The gift of Christmas
I was planning to write a post about how I feel over Christmas but my reflections have changed shape over the past few days to see a slightly different picture. About the real gifts of Christmas.
I met an old work friend the other day who probably sparked this chain of thoughts. Times are really tough for her and Christmas is a reminder that she doesn't have the money to spoil the people she loves. She needs the money just to put food on the table. She is not alone. We are living in times of austerity. People are struggling to make ends meet. I started thinking about what Christmas represents both personally and theologically and how that differs for many people around the world. I thought about how much pressure we put upon ourselves to try and recreate the media images of the perfect Christmas; about how grumpy I've been feeling this week because I want to try and get all the presents wrapped and feel in control of this one day of the year and my frustration at my plans being constantly thwarted by the never-ending needs of other people. I thought about all the people for whom this Christmas will not be a picture-perfect happy occasion: The mum at school who received a call to say her mother had had a stroke and who was desperately trying to hold it together to get her children to school before rushing to her mother's bedside; a friend whose husband is posted overseas with the army and won't be home with his family at Christmas; all the families who have experienced the loss of children and other loved ones in the recent shooting in Connecticut; people around the world who don't have their loved ones with them.

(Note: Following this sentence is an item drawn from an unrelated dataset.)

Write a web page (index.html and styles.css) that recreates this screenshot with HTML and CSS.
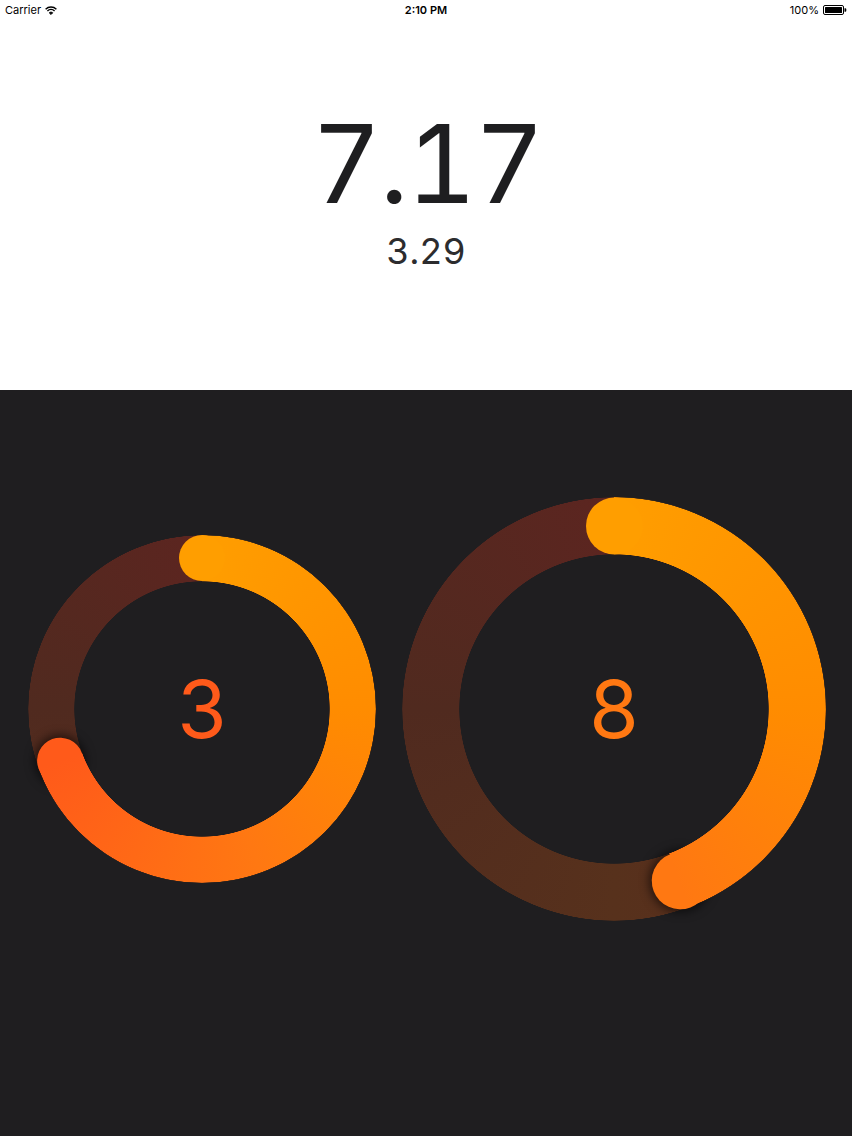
FILE: index.html
```html
<!DOCTYPE html>
<html lang="en">
<head>
    <meta charset="UTF-8">
    <meta name="viewport" content="width=device-width, initial-scale=1.0">
    <title>Gauges</title>
    <link rel="stylesheet" href="styles.css">
</head>
<body>
    <div class="status-bar">
        <div class="status-left">
            <span>Carrier</span>
            <svg class="wifi" width="12" height="9" viewBox="0 0 12 9">
                <path d="M0.6 3.2 A7.8 7.8 0 0 1 11.4 3.2" fill="none" stroke="#000" stroke-width="1.4"/>
                <path d="M2.4 5 A5.2 5.2 0 0 1 9.6 5" fill="none" stroke="#000" stroke-width="1.4"/>
                <path d="M4.2 6.8 A2.6 2.6 0 0 1 7.8 6.8 L6 8.6 Z" fill="#000" stroke="#000" stroke-width="0.8"/>
            </svg>
        </div>
        <div class="status-time">2:10 PM</div>
        <div class="status-right">
            <span>100%</span>
            <svg class="battery" width="24" height="10" viewBox="0 0 24 10">
                <rect x="0.5" y="0.5" width="20" height="9" rx="1.5" fill="none" stroke="#000" stroke-width="1"/>
                <rect x="2" y="2" width="17" height="6" rx="0.5" fill="#000"/>
                <path d="M21.5 3.2 h0.8 a1 1 0 0 1 1 1 v1.6 a1 1 0 0 1 -1 1 h-0.8 Z" fill="#000"/>
            </svg>
        </div>
    </div>

    <section class="reading">
        <div class="reading-main">7.17</div>
        <div class="reading-sub">3.29</div>
    </section>

    <section class="gauges">
        <div class="ring ring-small" style="--angle: 250deg; --end: #ff5a1a;">
            <div class="ring-track"></div>
            <div class="ring-cap ring-cap-end"></div>
            <div class="ring-arc"></div>
            <div class="ring-cap ring-cap-start"></div>
            <span class="ring-value">3</span>
        </div>
        <div class="ring ring-large" style="--angle: 159deg; --end: #ff7812;">
            <div class="ring-track"></div>
            <div class="ring-cap ring-cap-end"></div>
            <div class="ring-arc"></div>
            <div class="ring-cap ring-cap-start"></div>
            <span class="ring-value">8</span>
        </div>
    </section>
</body>
</html>
```

FILE: styles.css
```css
body {
    margin: 0;
    padding: 0;
    width: 852px;
    height: 1136px;
    overflow: hidden;
    font-family: Inter, "Noto Sans", sans-serif;
    background-color: #1f1e20;
}

/* status bar */
.status-bar {
    height: 20px;
    background-color: #fff;
    display: flex;
    align-items: center;
    justify-content: space-between;
    padding: 0 5px 0 5px;
    font-size: 11px;
    color: #000;
    position: relative;
}

.status-left,
.status-right {
    display: flex;
    align-items: center;
    gap: 4px;
}

.status-time {
    position: absolute;
    left: 0;
    right: 0;
    text-align: center;
    font-weight: 600;
    pointer-events: none;
}

/* big numbers */
.reading {
    height: 370px;
    background-color: #fff;
    box-sizing: border-box;
    padding-top: 90px;
    text-align: center;
    color: #1e1e20;
    font-variant-numeric: tabular-nums;
}

.reading-main {
    font-size: 108px;
    line-height: 108px;
    font-weight: 400;
    letter-spacing: -2px;
    padding-left: 2px;
}

.reading-sub {
    margin-top: 15px;
    font-size: 36px;
    line-height: 36px;
    font-weight: 400;
    color: #2c2c2e;
}

/* rings */
.gauges {
    display: flex;
    align-items: center;
    gap: 26px;
    padding: 107px 26px 0 28px;
}

.ring {
    position: relative;
    width: var(--size);
    height: var(--size);
    flex-shrink: 0;
    display: flex;
    align-items: center;
    justify-content: center;
}

.ring-small {
    --size: 348px;
    --thick: 46px;
}

.ring-large {
    --size: 424px;
    --thick: 57px;
}

.ring-track,
.ring-arc {
    position: absolute;
    inset: 0;
    border-radius: 50%;
    -webkit-mask: radial-gradient(farthest-side, transparent calc(100% - var(--thick) - 0.6px), #000 calc(100% - var(--thick)), #000 calc(100% - 0.6px), transparent 100%);
    mask: radial-gradient(farthest-side, transparent calc(100% - var(--thick) - 0.6px), #000 calc(100% - var(--thick)), #000 calc(100% - 0.6px), transparent 100%);
}

.ring-track {
    background: conic-gradient(#5c2520 0deg, #5a2a1e 90deg, #57311c 180deg, #502a1f 270deg, #5c2520 360deg);
}

.ring-arc {
    background: conic-gradient(#ff9e00 0deg, #ff8c00 90deg, #ff7812 160deg, #ff5a1a 250deg, #ff4a1e 360deg);
    -webkit-mask:
        radial-gradient(farthest-side, transparent calc(100% - var(--thick) - 0.6px), #000 calc(100% - var(--thick)), #000 calc(100% - 0.6px), transparent 100%),
        conic-gradient(#000 var(--angle), transparent 0);
    -webkit-mask-composite: source-in;
    mask:
        radial-gradient(farthest-side, transparent calc(100% - var(--thick) - 0.6px), #000 calc(100% - var(--thick)), #000 calc(100% - 0.6px), transparent 100%),
        conic-gradient(#000 var(--angle), transparent 0);
    mask-composite: intersect;
}

.ring-cap {
    position: absolute;
    left: 50%;
    top: 50%;
    width: var(--thick);
    height: var(--thick);
    margin-left: calc(var(--thick) / -2);
    margin-top: calc(var(--thick) / -2);
    border-radius: 50%;
}

.ring-cap-start {
    background-color: #ff9e00;
    transform: translateY(calc(var(--size) / -2 + var(--thick) / 2));
}

.ring-cap-end {
    background-color: var(--end);
    box-shadow: 0 0 10px 3px rgba(0, 0, 0, 0.55);
    transform: rotate(var(--angle)) translateY(calc(var(--size) / -2 + var(--thick) / 2));
}

.ring-value {
    position: relative;
    font-size: 80px;
    line-height: 80px;
    font-weight: 400;
    color: var(--end);
}
```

In our house we celebrate Yule as well as Christmas. We celebrate that the day and night are of equal length and that the sun will slowly be more prominent in our lives again. The sun that will bring our crops and all the life that is sustained by our sun. We also celebrate the birth of Jesus, not as traditional Christians, but as an acknowledgement of a man who brought so many incredible messages to our lives. Most importantly that of love. Love for everyone. We also naturally enjoy our family time and all the food and presents. Who doesn't enjoy that part?

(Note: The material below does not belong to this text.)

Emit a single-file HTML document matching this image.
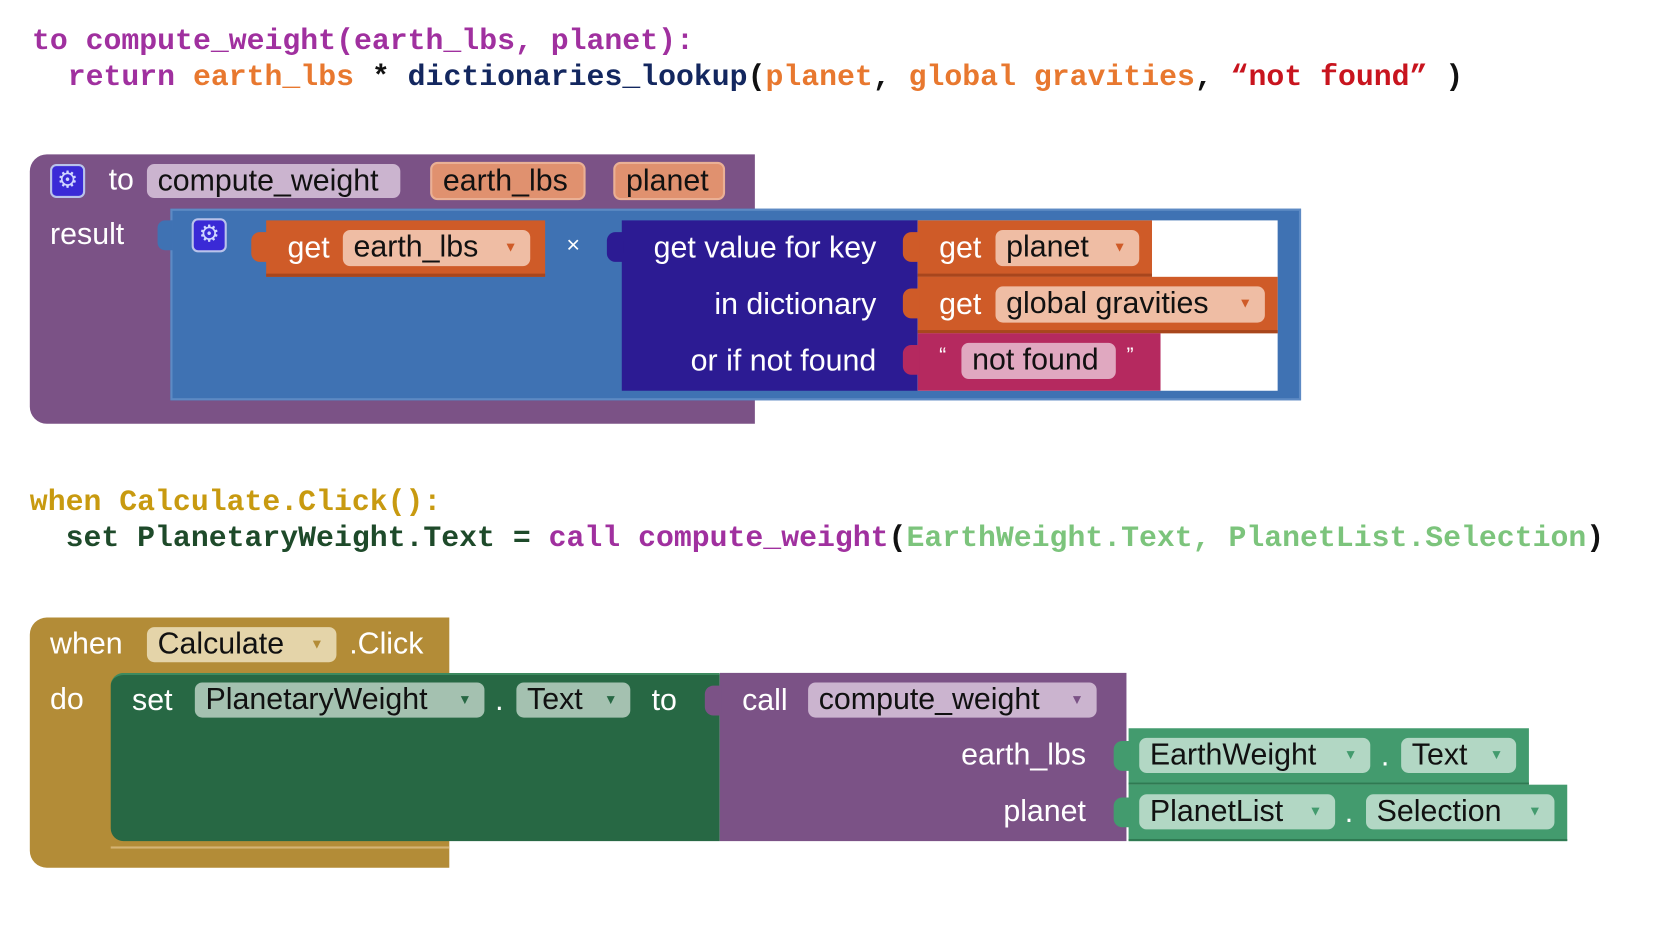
<!DOCTYPE html>
<html><head><meta charset="utf-8"><style>
body{margin:0;background:#fff;width:1661px;height:934px;overflow:hidden}
#w{position:absolute;left:0;top:0;width:1560px;height:877px;transform:scale(1.0647);transform-origin:0 0}
.a{position:absolute;box-sizing:border-box}
.code{position:absolute;font:bold 28px "Liberation Mono",monospace;white-space:pre;line-height:34px}
.t{position:absolute;font:28.5px "Liberation Sans",sans-serif;color:#fff;white-space:pre;line-height:32px}
.p{position:absolute;box-sizing:border-box;border-radius:7px;font:28.5px "Liberation Sans",sans-serif;color:#111;white-space:pre;line-height:32px;padding-left:10px}
.dd{position:absolute;right:12px;top:0;font-size:13px}
.gear{position:absolute;width:33px;height:32px;border-radius:6px;background:#3a2ad6;border:2px solid #b9c3ea;box-sizing:border-box;color:#cfd6ff;font:22px "DejaVu Sans",sans-serif;text-align:center;line-height:28px}
</style></head><body><div id="w">
<div class="code" style="left:30px;top:23px;color:#a0309f">to compute_weight(earth_lbs, planet):</div>
<div class="code" style="left:30px;top:57px;color:#a0309f">  return <span style="color:#e8782f">earth_lbs</span><span style="color:#111"> * </span><span style="color:#13275f">dictionaries_lookup</span><span style="color:#111">(</span><span style="color:#e8782f">planet</span><span style="color:#111">, </span><span style="color:#e8782f">global gravities</span><span style="color:#111">, </span><span style="color:#c8141e">“not found”</span><span style="color:#111"> )</span></div>

<div class="a" style="left:28px;top:145px;width:681px;height:253px;background:#7b5286;border-radius:16px 0 0 16px"></div>
<div class="gear" style="left:47px;top:154px">⚙</div>
<div class="t" style="left:102px;top:153px">to</div>
<div class="p" style="left:138px;top:154px;width:238px;height:32px;background:#cbb4cf">compute_weight</div>
<div class="p" style="left:404px;top:152px;width:146px;height:36px;background:#e0916f;border:2px solid #eab095;line-height:32px">earth_lbs</div>
<div class="p" style="left:576px;top:152px;width:105px;height:36px;background:#e0916f;border:2px solid #eab095">planet</div>
<div class="t" style="left:47px;top:204px">result</div>
<div class="a" style="left:160px;top:196px;width:1062px;height:180px;background:#3f72b3;border:2px solid #5d8ac4"></div>
<div class="a" style="left:148px;top:207px;width:14px;height:28px;background:#3f72b3;border-radius:7px 0 0 7px"></div>
<div class="gear" style="left:180px;top:205px">⚙</div>
<div class="a" style="left:250px;top:207px;width:262px;height:53px;background:#cf5b28;border-bottom:3px solid #a8461d"></div>
<div class="a" style="left:236px;top:218px;width:16px;height:28px;background:#cf5b28;border-radius:8px 0 0 8px"></div>
<div class="t" style="left:270px;top:217px">get</div>
<div class="p" style="left:322px;top:216px;width:176px;height:34px;background:#efbda4">earth_lbs<span class="dd" style="color:#cf5b28">▼</span></div>
<div class="t" style="left:532px;top:214px;font-size:22px">×</div>
<div class="a" style="left:584px;top:207px;width:278px;height:160px;background:#2c1b93"></div>
<div class="a" style="left:570px;top:218px;width:16px;height:28px;background:#2c1b93;border-radius:8px 0 0 8px"></div>
<div class="t" style="left:574px;top:217px;width:249px;text-align:right">get value for key</div>
<div class="t" style="left:574px;top:270px;width:249px;text-align:right">in dictionary</div>
<div class="t" style="left:574px;top:323px;width:249px;text-align:right">or if not found</div>
<div class="a" style="left:862px;top:207px;width:338px;height:160px;background:#fff"></div>
<div class="a" style="left:862px;top:207px;width:220px;height:53px;background:#cf5b28;border-bottom:3px solid #a8461d"></div>
<div class="a" style="left:848px;top:218px;width:16px;height:28px;background:#cf5b28;border-radius:8px 0 0 8px"></div>
<div class="t" style="left:882px;top:217px">get</div>
<div class="p" style="left:935px;top:216px;width:135px;height:34px;background:#efbda4">planet<span class="dd" style="color:#cf5b28">▼</span></div>
<div class="a" style="left:862px;top:260px;width:338px;height:53px;background:#cf5b28;border-bottom:3px solid #a8461d"></div>
<div class="a" style="left:848px;top:271px;width:16px;height:28px;background:#cf5b28;border-radius:8px 0 0 8px"></div>
<div class="t" style="left:882px;top:270px">get</div>
<div class="p" style="left:935px;top:269px;width:253px;height:34px;background:#efbda4">global gravities<span class="dd" style="color:#cf5b28">▼</span></div>
<div class="a" style="left:862px;top:313px;width:228px;height:54px;background:#b5295f"></div>
<div class="a" style="left:848px;top:324px;width:16px;height:28px;background:#b5295f;border-radius:8px 0 0 8px"></div>
<div class="t" style="left:882px;top:318px;font-size:20px">“</div>
<div class="p" style="left:903px;top:322px;width:145px;height:34px;background:#e0a8c0">not found</div>
<div class="t" style="left:1058px;top:318px;font-size:20px">”</div>

<div class="code" style="left:28px;top:456px;color:#c89a10">when Calculate.Click():</div>
<div class="code" style="left:28px;top:490px;color:#1e4a2a">  set PlanetaryWeight.Text = <span style="color:#a0309f">call compute_weight</span><span style="color:#111">(</span><span style="color:#7cc47c">EarthWeight.Text, PlanetList.Selection</span><span style="color:#111">)</span></div>

<div class="a" style="left:28px;top:580px;width:394px;height:235px;background:#b38c37;border-radius:16px 0 0 16px"></div>
<div class="t" style="left:47px;top:589px">when</div>
<div class="p" style="left:138px;top:589px;width:178px;height:33px;background:#e4d4a9">Calculate<span class="dd" style="color:#b38c37">▼</span></div>
<div class="t" style="left:328px;top:589px">.Click</div>
<div class="t" style="left:47px;top:641px">do</div>
<div class="a" style="left:104px;top:795px;width:318px;height:0;border-top:2px solid #d4b474"></div>
<div class="a" style="left:104px;top:632px;width:572px;height:158px;background:#276844;border-radius:12px 0 0 12px;border-top:2px solid #3d8a5f"></div>
<div class="t" style="left:124px;top:642px">set</div>
<div class="p" style="left:183px;top:641px;width:272px;height:33px;background:#a4c1b0">PlanetaryWeight<span class="dd" style="color:#276844">▼</span></div>
<div class="t" style="left:465px;top:642px">.</div>
<div class="p" style="left:485px;top:641px;width:107px;height:33px;background:#a4c1b0">Text<span class="dd" style="color:#276844">▼</span></div>
<div class="t" style="left:612px;top:642px">to</div>
<div class="a" style="left:676px;top:632px;width:382px;height:158px;background:#7b5286"></div>
<div class="a" style="left:662px;top:644px;width:16px;height:28px;background:#7b5286;border-radius:8px 0 0 8px"></div>
<div class="t" style="left:697px;top:642px">call</div>
<div class="p" style="left:759px;top:641px;width:271px;height:33px;background:#cbb4cf">compute_weight<span class="dd" style="color:#7b5286">▼</span></div>
<div class="t" style="left:800px;top:693px;width:220px;text-align:right">earth_lbs</div>
<div class="t" style="left:800px;top:746px;width:220px;text-align:right">planet</div>
<div class="a" style="left:1060px;top:684px;width:376px;height:53px;background:#439b6e;border-bottom:2px solid #2f7a52"></div>
<div class="a" style="left:1046px;top:696px;width:16px;height:28px;background:#439b6e;border-radius:8px 0 0 8px"></div>
<div class="p" style="left:1070px;top:693px;width:217px;height:33px;background:#b2d7c4">EarthWeight<span class="dd" style="color:#439b6e">▼</span></div>
<div class="t" style="left:1297px;top:694px;color:#fff">.</div>
<div class="p" style="left:1316px;top:693px;width:108px;height:33px;background:#b2d7c4">Text<span class="dd" style="color:#439b6e">▼</span></div>
<div class="a" style="left:1060px;top:737px;width:412px;height:53px;background:#439b6e;border-bottom:2px solid #2f7a52"></div>
<div class="a" style="left:1046px;top:749px;width:16px;height:28px;background:#439b6e;border-radius:8px 0 0 8px"></div>
<div class="p" style="left:1070px;top:746px;width:184px;height:33px;background:#b2d7c4">PlanetList<span class="dd" style="color:#439b6e">▼</span></div>
<div class="t" style="left:1263px;top:747px">.</div>
<div class="p" style="left:1283px;top:746px;width:177px;height:33px;background:#b2d7c4">Selection<span class="dd" style="color:#439b6e">▼</span></div>
</div></body></html>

Sadly Christmas often throws a spotlight on what is not right in our lives. How are lives do not match that picture perfect image that the Coca Cola and John Lewis adverts portray. For me it highlights the people who are not in my life and the stresses and sadness and complications attached to that. It can be a very bright spotlight. It brings me down every year. Christmas is an emotive time of year for many reasons. Feelings often seem intensified at this time of year.
That is my gift this Christmas.
And with this post I am sending my love out to everyone in the world who needs a little love.